I’m all for girl power, but having the ending miraculously revive not one, but two female characters so that they can have a Sex And the City-like epilogue (which, admittedly, is then crashed by kidnapping and stuff) feels a little cheap. Bousman DOES address this in the commentary and admits that the ending(s) were easily his least favorite part of the film, so it’s not entirely unfair to chalk it up to studio meddling


SPOILERS DONE

Lessons Learned
Don’t bark: wait, and then bite

The best housewarming gift one can give: Ginsu knives

When will people learn? Cut the hand ties first, gag next.
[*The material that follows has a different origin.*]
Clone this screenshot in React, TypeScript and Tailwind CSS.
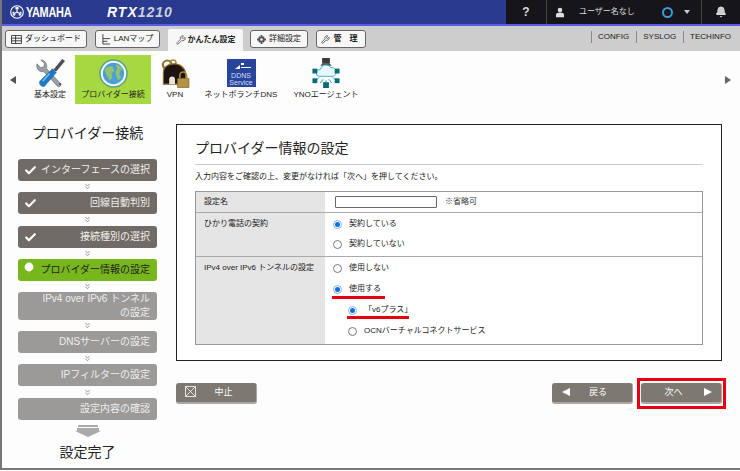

The person you free can ungag themselves, and doing so yourself (first!) just wastes precious seconds of escape time


Random Law &Order: SVU Connections Galore
Let me tell you something folks: this film is a GOLD MINE of SVU guest star territory. Just about everyone in the cast stopped by Special Victims at some point, including Mother herself who got to play a parapalegic lawyer who, it turns out, has been faking her paralysis for years to guilt her husband after his affairs. It’s hilarious, but not quite as hilarious as “Families,” an episode that costarred “Ike” actor Patrick John Flueger as a young man whose girlfriend is found dead, discovered to have been pregnant by him, who, funny story, was disapproved of by her family not because he wasn’t a nice guy, but because his father actually had an affair with HER mother 18 years earlier and--get this--it turns out that those crazy lovebirds were actually siblings, thusly prompting one of my favorite soundbites in L&O:SVU history:

“I had SEX with MY SISTER?”

Not quite on the same level as “Can you think of any reason why someone would want to sodomize your husband with a banana?”, but still. You can understand my excitement at the IMDB path of Mother’s Day.


And fun fact: cowriter of the original’s script was Warren Leight, renown playwright and current showrunner of a little program called--whaddya know?--Law & Order: SVU. 

Rent/Bury/Buy
I found Mother's Day to be the definition of a pleasant surprise. It doesn't revolutionize the genre, but it's a GOOD genre film made with skill in front of and behind the camera. Considering how many easy routes Bousman could have taken with the material, I think what he does--create a fairly complex narrative for what is essentially a simple home invasion--is admirable. Why it was shelved for two years is beyond me, but let’s hope its possible DVD success is attributed to it being a good, hard horror movie and not just another lazy remake. Take notes folks! There’s a reason this film works, and it has next to nothing to do with being based on preexisting film material.